Here's a simplified example of a model in atomea:

from pydantic import BaseModel

class EnergySchema(BaseModel):
    total_energy: float
    kinetic_energy: float | None = None
    zero_point_energy: float | None = None

This guarantees that total_energy must always be present and must be a float, while the other two fields are optional. Pydantic automatically validates the types, fills in defaults, and provides helpful error messages when input data is malformed.

Fields

Pydantic fields are the individual components that make up a model. Each field defines the characteristics of a single piece of data—its type, default value, constraints, and validation rules. In atomea, fields are used to express the exact expectations for a particular value within a model. This allows us to ensure data integrity, provide clear documentation, and enable rich tooling like autocompletion and error checking. At its simplest, a field is just a type-annotated class attribute:

from pydantic import BaseModel

class MoleculeSchema(BaseModel):
    name: str
    charge: int = 0

In this example:

  • name is a required field of type str.
  • charge is an optional field of type int with a default value of 0.
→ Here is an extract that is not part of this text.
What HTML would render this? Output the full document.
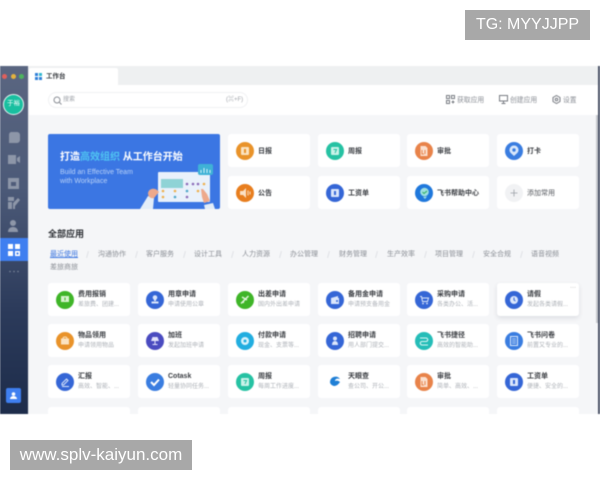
<!DOCTYPE html>
<html><head><meta charset="utf-8"><style>
*{box-sizing:border-box;margin:0;padding:0}
html,body{width:600px;height:480px;background:#fff;overflow:hidden;font-family:"Liberation Sans","Noto Sans CJK SC",sans-serif}
.a{position:absolute}
#win{position:absolute;left:0;top:66px;width:600px;height:348px;overflow:hidden;background:#f5f6f8;filter:blur(.45px)}
#side{position:absolute;left:0;top:0;width:28px;height:348px;background:linear-gradient(#5a6681 0%,#4c5a78 35%,#2c3b5b 70%,#1d2c4a 100%)}
.card{position:absolute;width:82px;height:33px;background:#fff;border-radius:3px}
.ic{position:absolute;left:8px;top:7.5px;width:18px;height:18px;border-radius:50%}
.ic svg{position:absolute;left:0;top:0;width:18px;height:18px}
.t{position:absolute;left:30px;top:5.5px;font-size:7px;line-height:11px;color:#3a3d42;font-weight:700;white-space:nowrap}
.s{position:absolute;left:30px;top:16.5px;font-size:6px;line-height:10px;color:#adb1b7;white-space:nowrap}
.h{position:absolute;left:30px;top:11.5px;font-size:7px;line-height:11px;color:#3a3d42;font-weight:700;white-space:nowrap}
.tab{position:absolute;top:183px;font-size:7px;line-height:11px;color:#8a8e95;white-space:nowrap}
.sl{position:absolute;top:185px;width:1px;height:7px;background:#dfe1e5;transform:rotate(15deg)}
.act{position:absolute;top:86px;font-size:6.8px;line-height:11px;color:#8a8e95;white-space:nowrap}
</style></head><body>
<div class="a" style="left:465px;top:10px;width:125px;height:30px;background:#a8a8a8;color:#fff;font-size:16px;line-height:30px;text-align:center">TG: MYYJJPP</div>

<div id="win">
<div id="side">
<div class="a" style="left:2px;top:8px;width:5px;height:5px;border-radius:50%;background:#e0605c"></div>
<div class="a" style="left:10.500px;top:8px;width:5px;height:5px;border-radius:50%;background:#e4b23e"></div>
<div class="a" style="left:19px;top:8px;width:5px;height:5px;border-radius:50%;background:#4db45e"></div>
<div class="a" style="left:3px;top:28px;width:21px;height:21px;border-radius:50%;background:#19bfa0;border:1.5px solid #e6f5f2;color:#fff;font-size:6.5px;line-height:18px;text-align:center">于裕</div>
<svg class="a" style="left:8px;top:65px" width="14" height="104" viewBox="0 0 14 104" fill="#8d96a8">
<path d="M3 1h6a3 3 0 0 1 3 3v5a3 3 0 0 1-3 3H1V4a3 3 0 0 1 2-3z"/>
<path d="M0 24h8v9H0zM9 27l3-2v7l-3-2z"/>
<path d="M0 47h11v11H0z"/><path d="M3 51h5v4H3z" fill="#4f5c79"/>
<path d="M0 66h6v4H0zM0 71h4v7H0zM5 72l5-5 2 2-5 6v3H5z"/>
<circle cx="5" cy="92" r="3"/><path d="M0 101c0-4 3-5 5-5s5 1 5 5z"/>
</svg>
<div class="a" style="left:0;top:172px;width:28px;height:23px;background:#3f7ff0"></div>
<svg class="a" style="left:8px;top:178px" width="12" height="12" fill="#fff"><rect x="0" y="0" width="5" height="5"/><rect x="7" y="0" width="5" height="5"/><rect x="0" y="7" width="5" height="5"/><rect x="7" y="7" width="5" height="5"/><rect x="8.5" y="8.500" width="2" height="2" fill="#3f7ff0"/></svg>
<svg class="a" style="left:9px;top:204px" width="10" height="3" fill="#7c869a"><circle cx="1" cy="1.500" r=".8"/><circle cx="5" cy="1.500" r=".8"/><circle cx="9" cy="1.500" r=".8"/></svg>
<div class="a" style="left:6px;top:322px;width:15px;height:15px;border-radius:2px;background:#3f7ff0"></div>
<svg class="a" style="left:10px;top:326px" width="7" height="7" fill="#fff"><circle cx="3.500" cy="2" r="1.800"/><path d="M0 7c0-2 2-3 3.500-3S7 5 7 7z"/></svg>
</div>

<div class="a" style="left:28px;top:0;width:1px;height:348px;background:#e8eaed"></div>
<div class="a" style="left:29px;top:0;width:569px;height:19px;background:#eef0f1"></div>
<div class="a" style="left:29px;top:2px;width:89px;height:17px;background:#fff;border-radius:2px 2px 0 0"></div>
<svg class="a" style="left:35px;top:7px" width="7" height="7"><rect width="3" height="3" fill="#2f7fd8"/><rect x="4" width="3" height="3" fill="#32b7d0"/><rect y="4" width="3" height="3" fill="#2f7fd8"/><rect x="4" y="4" width="3" height="3" fill="#2f7fd8"/></svg>
<div class="a" style="left:46px;top:5px;font-size:6.500px;line-height:11px;color:#33363b;font-weight:700">工作台</div>

<div class="a" style="left:29px;top:19px;width:569px;height:30px;background:#fff"></div>
<div class="a" style="left:48px;top:26px;width:200px;height:16px;border-radius:8px;background:#fff;border:1px solid #f0f1f3"></div>
<svg class="a" style="left:53px;top:30px" width="9" height="9" fill="none" stroke="#8a8e95" stroke-width="1"><circle cx="4" cy="4" r="3"/><path d="M6.200 6.200L8.500 8.500"/></svg>
<div class="a" style="left:63px;top:29px;font-size:6px;line-height:11px;color:#a0a4aa">搜索</div>
<div class="a" style="left:226px;top:29px;font-size:6px;line-height:11px;color:#a0a4aa">(⌘+F)</div>

<svg class="a" style="left:446px;top:29px" width="9" height="9" fill="none" stroke="#777b82" stroke-width="1"><rect x=".5" y=".5" width="3" height="3"/><rect x="5.500" y=".5" width="3" height="3"/><rect x=".5" y="5.500" width="3" height="3"/><path d="M5.500 7h3M7 5.500v3"/></svg>
<div class="act" style="left:457px;top:28.500px">获取应用</div>
<svg class="a" style="left:499px;top:29px" width="9" height="9" fill="none" stroke="#777b82" stroke-width="1"><rect x=".5" y=".5" width="8" height="5.500"/><path d="M4.500 6v2.500M2.500 8.500h4"/></svg>
<div class="act" style="left:510px;top:28.500px">创建应用</div>
<svg class="a" style="left:552px;top:29px" width="9" height="9" fill="none" stroke="#777b82" stroke-width="1"><path d="M4.500.5l3.500 2v4l-3.500 2-3.500-2v-4z"/><circle cx="4.500" cy="4.500" r="1.300"/></svg>
<div class="act" style="left:563px;top:28.500px">设置</div>

<div class="a" style="left:48px;top:68px;width:172px;height:75px;border-radius:2px;background:#3b76e3;overflow:hidden">
<div class="a" style="left:12px;top:17px;font-size:10px;line-height:14px;font-weight:700;color:#fff;white-space:nowrap">打造<span style="color:#4fc4f2">高效组织</span> 从工作台开始</div>
<div class="a" style="left:12px;top:33.500px;font-size:7px;line-height:9.500px;color:#b9d2f8;white-space:nowrap">Build an Effective Team<br>with Workplace</div>
<svg class="a" style="left:90px;top:30px" width="82" height="45">
<rect x="20" y="8" width="52" height="30" rx="1" fill="#e9f1fb"/>
<rect x="23" y="15" width="22" height="9" fill="#8fd3d6"/>
<rect x="60" y="0" width="15" height="11" rx="2" fill="#3fb2d6"/>
<path d="M63 9V6M66 9V4M69 9V5M72 9V6" stroke="#d8f3fa" stroke-width="1"/>
<g fill="#8a6bb8"><circle cx="49" cy="20" r="1.300"/><circle cx="55" cy="20" r="1.300"/><circle cx="60" cy="20" r="1.300"/></g><circle cx="66" cy="20" r="1.300" fill="#eeb04e"/>
<circle cx="25" cy="27" r="1.300" fill="#eeb04e"/><circle cx="37" cy="27" r="1.300" fill="#eeb04e"/><circle cx="37" cy="33" r="1.300" fill="#4ea6c8"/><circle cx="49" cy="27" r="1.300" fill="#4ea6c8"/><circle cx="49" cy="33" r="1.300" fill="#8a6bb8"/><circle cx="60" cy="27" r="1.300" fill="#eeb04e"/><circle cx="25" cy="33" r="1.300" fill="#eeb04e"/>
<path d="M2 45l8-13 6 2-1 11z" fill="#e3edf8"/><path d="M10 29c1-5 7-5 9-3l2 2-5 6c-3 1-6-1-6-5z" fill="#eda98c"/>
<path d="M77 45l-2-6-9 2 1 4z" fill="#e3edf8"/><path d="M63 25l2 0 4 5 3 7-6 2-2-6z" fill="#eda98c"/>
</svg>
</div>

<!-- quick tiles -->
<div class="card" style="left:228px;top:68px"><div class="ic" style="background:#e9932a"><svg viewBox="0 0 18 18"><rect x="5" y="5" width="8" height="8" rx="1" fill="#fbe3c0"/><rect x="8" y="7" width="2" height="4" fill="#e9932a"/></svg></div><div class="h">日报</div></div>
<div class="card" style="left:318px;top:68px"><div class="ic" style="background:#26c2a3"><svg viewBox="0 0 18 18"><rect x="5" y="5" width="8" height="8" rx="1" fill="#c9f2e8"/><path d="M7.500 7.500h3l-1.500 3.500" stroke="#26c2a3" fill="none"/></svg></div><div class="h">周报</div></div>
<div class="card" style="left:407px;top:68px"><div class="ic" style="background:#e8834a"><svg viewBox="0 0 18 18"><path d="M5.500 4h5l2 2v8h-7z" fill="#fbe0cf"/><path d="M7 8v4h2M10 8v4" stroke="#e8834a" fill="none"/></svg></div><div class="h">审批</div></div>
<div class="card" style="left:497px;top:68px"><div class="ic" style="background:#3a7de0"><svg viewBox="0 0 18 18"><path d="M9 3.500a4.500 4.500 0 0 1 3.500 7.300L9 14l-3.500-3.200A4.500 4.500 0 0 1 9 3.500z" fill="#d8e7fb"/><circle cx="9" cy="8" r="1.700" fill="#3a7de0"/></svg></div><div class="h">打卡</div></div>
<div class="card" style="left:228px;top:110px"><div class="ic" style="background:#e87e1e"><svg viewBox="0 0 18 18"><path d="M4 7h3l3-3v10l-3-3H4z" fill="#fbe0c4"/><path d="M12 6.500v5M14 7.500v3" stroke="#fbe0c4"/></svg></div><div class="h">公告</div></div>
<div class="card" style="left:318px;top:110px"><div class="ic" style="background:#3566d6"><svg viewBox="0 0 18 18"><rect x="5" y="5" width="8" height="8" rx="1" fill="#dbe6fb"/><rect x="8" y="7" width="2" height="4" fill="#3566d6"/></svg></div><div class="h">工资单</div></div>
<div class="card" style="left:407px;top:110px"><div class="ic" style="background:#1f78dc"><svg viewBox="0 0 18 18"><circle cx="9.500" cy="8" r="4.300" fill="#9fe0e0"/><path d="M7.500 8l1.500 1.500L12 7" stroke="#3cb46e" stroke-width="1.200" fill="none"/><path d="M8 13l2 2 2-2.500z" fill="#9fe0e0"/></svg></div><div class="h">飞书帮助中心</div></div>
<div class="card" style="left:497px;top:110px"><div class="ic" style="background:#f1f2f4"><svg viewBox="0 0 18 18"><path d="M9 5.500v7M5.500 9h7" stroke="#9a9ea5" stroke-width=".8"/></svg></div><div class="h" style="font-weight:400;color:#55585e">添加常用</div></div>

<div class="a" style="left:48px;top:162px;font-size:9px;line-height:13px;font-weight:700;color:#2b2e33">全部应用</div>
<div class="tab" style="left:50px;color:#3d77e0;text-decoration:underline">最近使用</div><div class="sl" style="left:87px"></div>
<div class="tab" style="left:98px">沟通协作</div><div class="sl" style="left:136px"></div>
<div class="tab" style="left:146px">客户服务</div><div class="sl" style="left:184px"></div>
<div class="tab" style="left:194px">设计工具</div><div class="sl" style="left:232px"></div>
<div class="tab" style="left:242px">人力资源</div><div class="sl" style="left:280px"></div>
<div class="tab" style="left:290px">办公管理</div><div class="sl" style="left:328px"></div>
<div class="tab" style="left:339px">财务管理</div><div class="sl" style="left:376px"></div>
<div class="tab" style="left:387px">生产效率</div><div class="sl" style="left:425px"></div>
<div class="tab" style="left:435px">项目管理</div><div class="sl" style="left:473px"></div>
<div class="tab" style="left:483px">安全合规</div><div class="sl" style="left:521px"></div>
<div class="tab" style="left:531px">语音视频</div>
<div class="tab" style="left:50px;top:196px">差旅商旅</div>

<!-- row 1 -->
<div class="card" style="left:48px;top:217px"><div class="ic" style="background:#3fb528;left:8px"><svg viewBox="0 0 18 18"><rect x="5" y="5" width="8" height="6" fill="#d6f2cd"/><path d="M9 6.500v3" stroke="#3fb528"/></svg></div><div class="t">费用报销</div><div class="s">差旅费、团建...</div></div>
<div class="card" style="left:138px;top:217px"><div class="ic" style="background:#3566d6"><svg viewBox="0 0 18 18"><circle cx="9" cy="6.500" r="2.300" fill="#dbe6fb"/><path d="M8 8h2v2H8zM5.500 10.500h7V12.500h-7z" fill="#dbe6fb"/></svg></div><div class="t">用章申请</div><div class="s">申请使用公章</div></div>
<div class="card" style="left:228px;top:217px"><div class="ic" style="background:#3fb528"><svg viewBox="0 0 18 18"><path d="M12.500 5L5 12.500M6 6l5 3M7 12l1-3" stroke="#e2f6dc" stroke-width="1.500" fill="none"/></svg></div><div class="t">出差申请</div><div class="s">国内外出差申请</div></div>
<div class="card" style="left:318px;top:217px"><div class="ic" style="background:#3566d6"><svg viewBox="0 0 18 18"><path d="M5 7l7-2v2h1v6H5z" fill="#dbe6fb"/><circle cx="11" cy="10" r="1" fill="#3566d6"/></svg></div><div class="t">备用金申请</div><div class="s">申请预支备用金</div></div>
<div class="card" style="left:407px;top:217px"><div class="ic" style="background:#3566d6"><svg viewBox="0 0 18 18"><path d="M5 5.500h1.500l1 5h5l1-3.500H7" stroke="#dbe6fb" fill="none"/><circle cx="8" cy="12.500" r=".9" fill="#dbe6fb"/><circle cx="12" cy="12.500" r=".9" fill="#dbe6fb"/></svg></div><div class="t">采购申请</div><div class="s">各类办公、活...</div></div>
<div class="card" style="left:497px;top:217px;box-shadow:0 2px 5px rgba(40,50,70,.12)"><div class="ic" style="background:#3566d6"><svg viewBox="0 0 18 18"><circle cx="9" cy="9" r="4" fill="#dbe6fb"/><path d="M9 6.500V9l1.500 1" stroke="#3566d6" fill="none"/></svg></div><div class="t">请假</div><div class="s">发起各类请假...</div><div class="a" style="right:3px;top:2px;font-size:6px;line-height:6px;color:#999;letter-spacing:0">···</div></div>
<!-- row 2 -->
<div class="card" style="left:48px;top:258px"><div class="ic" style="background:#e9932a"><svg viewBox="0 0 18 18"><rect x="5" y="6.500" width="8" height="6" fill="#fbe3c0"/><path d="M7 6.500c0-2 4-2 4 0M5 8.500h8" stroke="#fbe3c0" fill="none"/></svg></div><div class="t" style="top:6px">物品领用</div><div class="s">申请领用物品</div></div>
<div class="card" style="left:138px;top:258px"><div class="ic" style="background:#4a4bc0"><svg viewBox="0 0 18 18"><path d="M6.500 5h5l1.500 4H5z" fill="#e2e2fb"/><path d="M8.500 9h1v3h-1zM6.500 12h5v1h-5z" fill="#e2e2fb"/></svg></div><div class="t" style="top:6px">加班</div><div class="s">发起加班申请</div></div>
<div class="card" style="left:228px;top:258px"><div class="ic" style="background:#22aee0"><svg viewBox="0 0 18 18"><circle cx="9" cy="9" r="4" fill="#d8f2fb"/><circle cx="9" cy="9" r="1.500" fill="#22aee0"/></svg></div><div class="t" style="top:6px">付款申请</div><div class="s">现金、支票等...</div></div>
<div class="card" style="left:318px;top:258px"><div class="ic" style="background:#3566d6"><svg viewBox="0 0 18 18"><circle cx="9" cy="6.500" r="2" fill="#dbe6fb"/><path d="M6 13c0-3 1.500-4 3-4s3 1 3 4z" fill="#dbe6fb"/></svg></div><div class="t" style="top:6px">招聘申请</div><div class="s">用人部门提交...</div></div>
<div class="card" style="left:407px;top:258px"><div class="ic" style="background:#25bdb8"><svg viewBox="0 0 18 18"><path d="M5 6h6a1.700 1.700 0 0 1 0 3.500H7a1.700 1.700 0 0 0 0 3.500h6" stroke="#d9f6f4" stroke-width="1.100" fill="none"/></svg></div><div class="t" style="top:6px">飞书捷径</div><div class="s">高效的智能助...</div></div>
<div class="card" style="left:497px;top:258px"><div class="ic" style="background:#3a7de0"><svg viewBox="0 0 18 18"><rect x="5.500" y="4.500" width="7" height="9" fill="none" stroke="#d8e7fb"/><path d="M7 7h4M7 9h4M7 11h4" stroke="#d8e7fb" stroke-width=".7"/></svg></div><div class="t" style="top:6px">飞书问卷</div><div class="s">前置又专业的...</div></div>
<!-- row 3 -->
<div class="card" style="left:48px;top:299px"><div class="ic" style="background:#3566d6"><svg viewBox="0 0 18 18"><path d="M6 10.500L10.500 6l1.500 1.500L7.500 12H6zM6 13.500h7" stroke="#dbe6fb" fill="none"/></svg></div><div class="t" style="top:6px">汇报</div><div class="s">高效、智能、...</div></div>
<div class="card" style="left:138px;top:299px"><div class="ic" style="background:#3a7de0"><svg viewBox="0 0 18 18"><path d="M5 9l3 3 5-5.500" stroke="#fff" stroke-width="2" fill="none"/></svg></div><div class="t" style="top:6px">Cotask</div><div class="s">轻量协同任务...</div></div>
<div class="card" style="left:228px;top:299px"><div class="ic" style="background:#26c2a3"><svg viewBox="0 0 18 18"><rect x="5" y="5" width="8" height="8" rx="1" fill="#c9f2e8"/><path d="M7.500 7.500h3l-1.500 3.500" stroke="#26c2a3" fill="none"/></svg></div><div class="t" style="top:6px">周报</div><div class="s">每周工作进度...</div></div>
<div class="card" style="left:318px;top:299px"><div class="ic" style="background:#fff"><svg viewBox="0 0 18 18"><path d="M4 9a5.500 5.500 0 0 1 10-3c-3-1-5 0-5 2 2-1 4 0 5 1-2 3-4 4-6 4-2-.5-4-2-4-4z" fill="#1f7fd6"/></svg></div><div class="t" style="top:6px">天眼查</div><div class="s">查公司、开公...</div></div>
<div class="card" style="left:407px;top:299px"><div class="ic" style="background:#e8834a"><svg viewBox="0 0 18 18"><path d="M5.500 4h5l2 2v8h-7z" fill="#fbe0cf"/><path d="M7 8v4h2M10 8v4" stroke="#e8834a" fill="none"/></svg></div><div class="t" style="top:6px">审批</div><div class="s">简单、高效、...</div></div>
<div class="card" style="left:497px;top:299px"><div class="ic" style="background:#3566d6"><svg viewBox="0 0 18 18"><rect x="5" y="5" width="8" height="8" rx="1" fill="#dbe6fb"/><rect x="8" y="7" width="2" height="4" fill="#3566d6"/></svg></div><div class="t" style="top:6px">工资单</div><div class="s">便捷、安全的...</div></div>
<!-- row 4 clipped -->
<div class="card" style="left:48px;top:341px"></div><div class="card" style="left:138px;top:341px"></div><div class="card" style="left:228px;top:341px"></div><div class="card" style="left:318px;top:341px"></div><div class="card" style="left:407px;top:341px"></div><div class="card" style="left:497px;top:341px"></div>

<div class="a" style="left:596px;top:49px;width:2px;height:208px;background:#c6c9ce"></div>
<div class="a" style="left:598px;top:0;width:2px;height:348px;background:#4a5266"></div>
</div>

<div class="a" style="left:10px;top:440px;width:182px;height:30px;background:#a8a8a8;color:#fff;font-size:17px;line-height:30px;text-align:center;white-space:nowrap">www.splv-kaiyun.com</div>
</body></html>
But fields can do much more than that. Using the Field() function, you can add:

  • Validation constraints (e.g., min/max values, regex patterns)
  • Metadata (e.g., descriptions, units)
  • Examples or aliases for documentation and flexibility
from pydantic import BaseModel, Field

class SimulationSettings(BaseModel):
    temperature: float = Field(..., gt=0, description="Temperature in Kelvin")
    timestep: float = Field(1.0, ge=0.1, le=5.0, description="Time step in femtoseconds")

Here:

  • temperature must be a positive float and is required (... indicates no default).
  • timestep must be between 0.1 and 5.0 fs, with a default of 1.0.

Fields can also incorporate custom validators when standard constraints aren’t sufficient. This is helpful for domain-specific rules—for example, ensuring that a string field matches a specific format used in quantum chemistry input files.